POCATELLO — Three Pocatello City Council members have launched what they’ve termed a “city-wide listening and information tour” as part of an effort to engage the public, air their grievances toward a divided council and gain support for their agenda.
The first stop on the tour, organized by council members Chris Stevens, Roger Bray and Claudia Ortega, was held Saturday at Caldwell Park with about 20 people in attendance and the second meeting was Wednesday at the Senior Activity Center with about 15 in attendance.
The three council members have launched the tour to discuss their frustration toward the “inefficiency” of the city’s government, as well as with their being in the voting minority among the body of six council members and Mayor Brian Blad, who often serves as the tie-breaking vote on issues that leave the group split 3-3.
Stevens, who announced at the Saturday meeting that she would be challenging Blad in this year’s mayoral election, said she, Ortega and Bray organized the tour because they “want to hear from the people in this town” and they hope to make the city council more accessible to the residents it represents.
“We believe it’s part of our job as elected officials to make a concerted effort to reach out,” Stevens said. “We understand we’re bucking the norm a bit, and it may take a while to get people trained up to the fact that we actually do want to hear from you, but we do.”
City Council President Heidi Adamson, council members Linda Leeuwrik and Rick Cheatum, and Mayor Blad have not attended the two meetings held thus far.

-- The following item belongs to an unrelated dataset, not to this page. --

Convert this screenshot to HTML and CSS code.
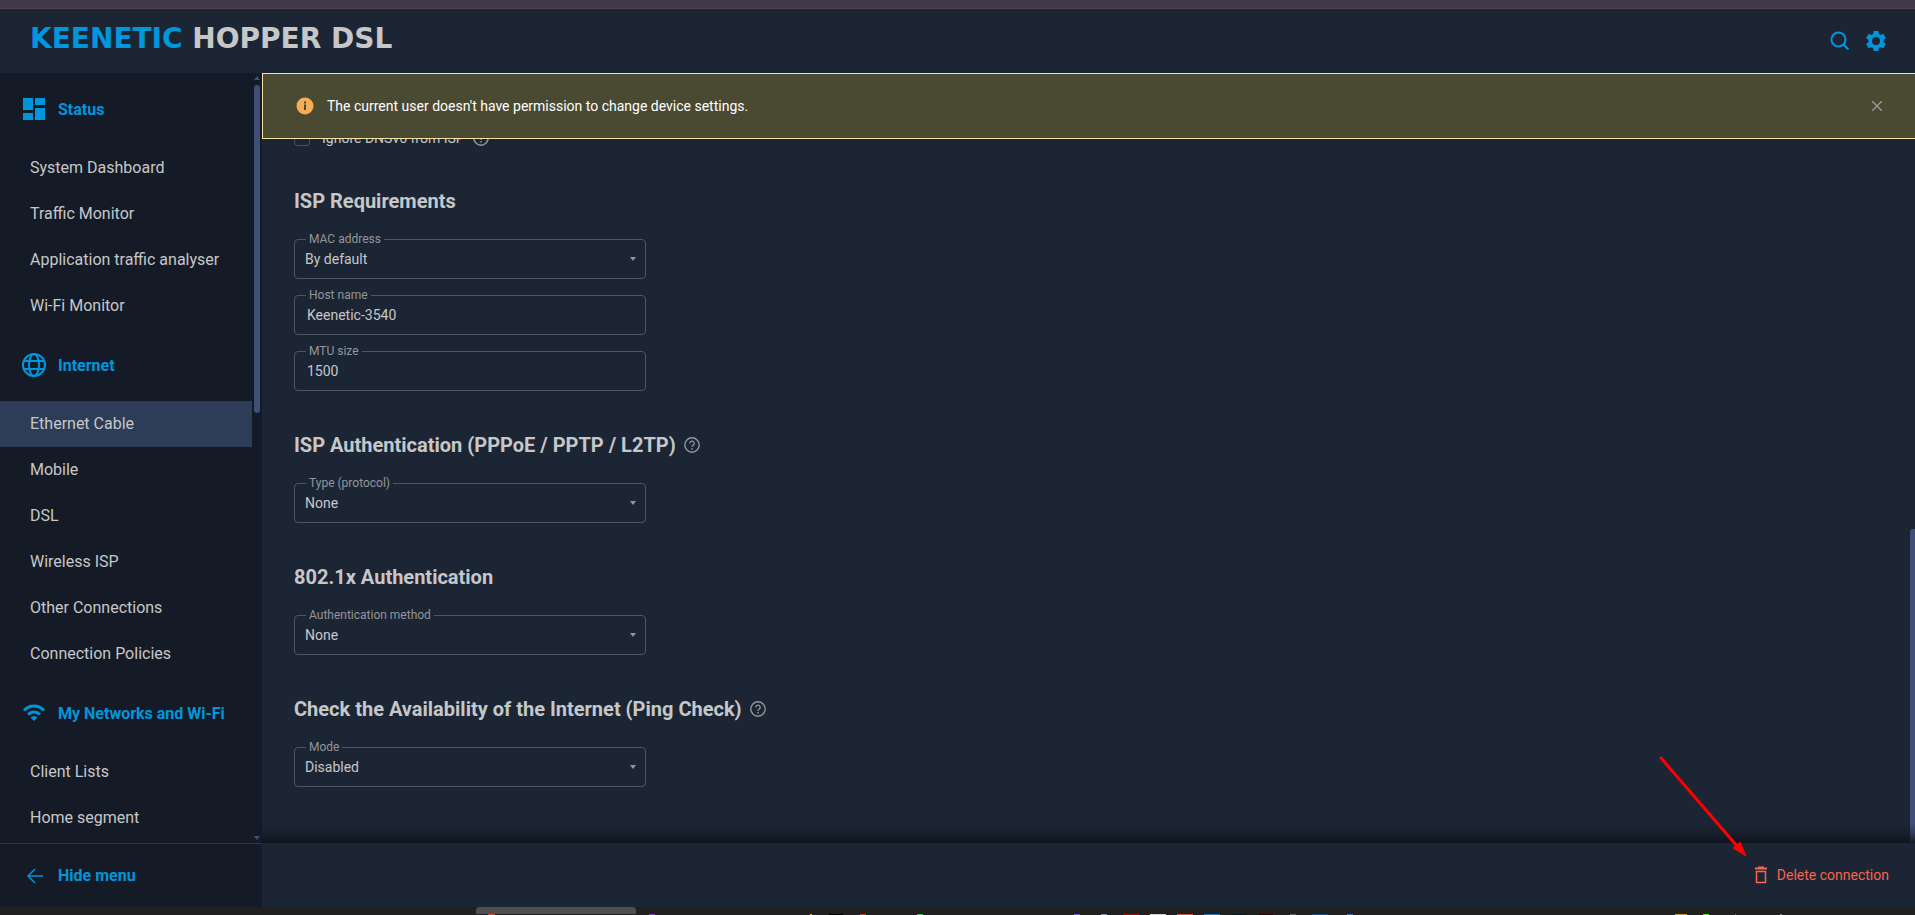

Stevens, Bray and Ortega on Saturday accused their fellow city elected officials of sidestepping transparency when it comes to involving the public in budget and policy discussions as well as ignoring certain agenda item requests in order to keep meeting agendas in line with the council majority’s idea of what’s important to the city.
Ortega said during Saturday’s meeting that she wants to “piss people off” and get them energized to fight for their causes. “I want to piss you people off, I mean I really do,” she said to the small crowd of residents at the Caldwell Park gathering.
“Because you’re going to talk to your kid and you’re going to talk to your brother and your aunt, and Aunt Mary who lives down the street, and you’re going to piss them off,” Ortega said. “And then hopefully you all show up at City Hall with your signs that say, ‘Stop the bleeding,’ and, you know, ‘Free Pocatello,’ or whatever you want. That’s what I’m hoping for.”
Lifelong Pocatello resident Bill Winn said he went into the meeting on Saturday “completely ignorant” of the council’s strained dynamic. Winn said he was surprised by how “totally hamstrung” the three council members seemed, though he said he still wanted to “get the other side of the story.”
“They painted the other three council members to be very unreasonable,” Winn said.
Cheatum called the listening tour “an attempt to oust” himself, Adamson, Leeuwrik and Blad from their positions.
“It’s Christine (Stevens) campaigning against the mayor. That’s exactly what it is,” Cheatum said.
Cheatum disagreed with the characterization that he, Adamson and Leeuwrik are somehow less in favor of transparency and public outreach than Stevens, Ortega and Bray. Cheatum said he agrees that “listening to citizens is never a bad thing” and explained that he has discussions with residents often.
“It’s just too bad we can’t find a way to do it as a group so that everyone hears the same input,” Cheatum said, adding that he, Adamson, Leeuwrik and Blad have not been invited to the listening tour meetings.
Stevens confirmed that the three other council members and the mayor were not invited. She said while no one specifically asked them to “please come,” they are all “free to show up.”
Cheatum said he hasn’t ruled out attending future meetings on the tour.
Adamson struck a similar chord to Cheatum in a written statement to the Idaho State Journal, though she didn’t say whether she might try to attend a future listening tour meeting. She said “transparency and public involvement are of the utmost importance to me as an elected official.”
“It is unfortunate that these council members, who have declared themselves a political coalition, are unwilling or afraid to have the rest of the council present,” Adamson said. “The fact that we were excluded does not seem transparent and shows that the coalition does not want to work with their colleagues. We should all be working together for the benefit of our community.”
Stevens defended the intention of the listening tour meetings, saying they are meant to be an opportunity for her and the other council members to raise awareness about issues that matter to them, not for them to be exclusionary or levy personal attacks against any of the city’s other elected officials.
Stevens, Bray and Ortega said the listening tour meetings are part of a campaign promise they made ahead of the 2019 election.
Future listening tour meetings organized by Stevens, Bray and Ortega will be held at 9:30 a.m. on Saturday at Westello Park; 6:30 p.m. on Tuesday, July 20, at Sister City Park; 6:30 p.m. on Wednesday, July 21, at Alameda Park; and 9:30 a.m. on Saturday, July 24, at Fremont Park.
The trio is also planning to hold six meetings in August and will announce exact dates and locations soon.
The public is encouraged to attend the gatherings.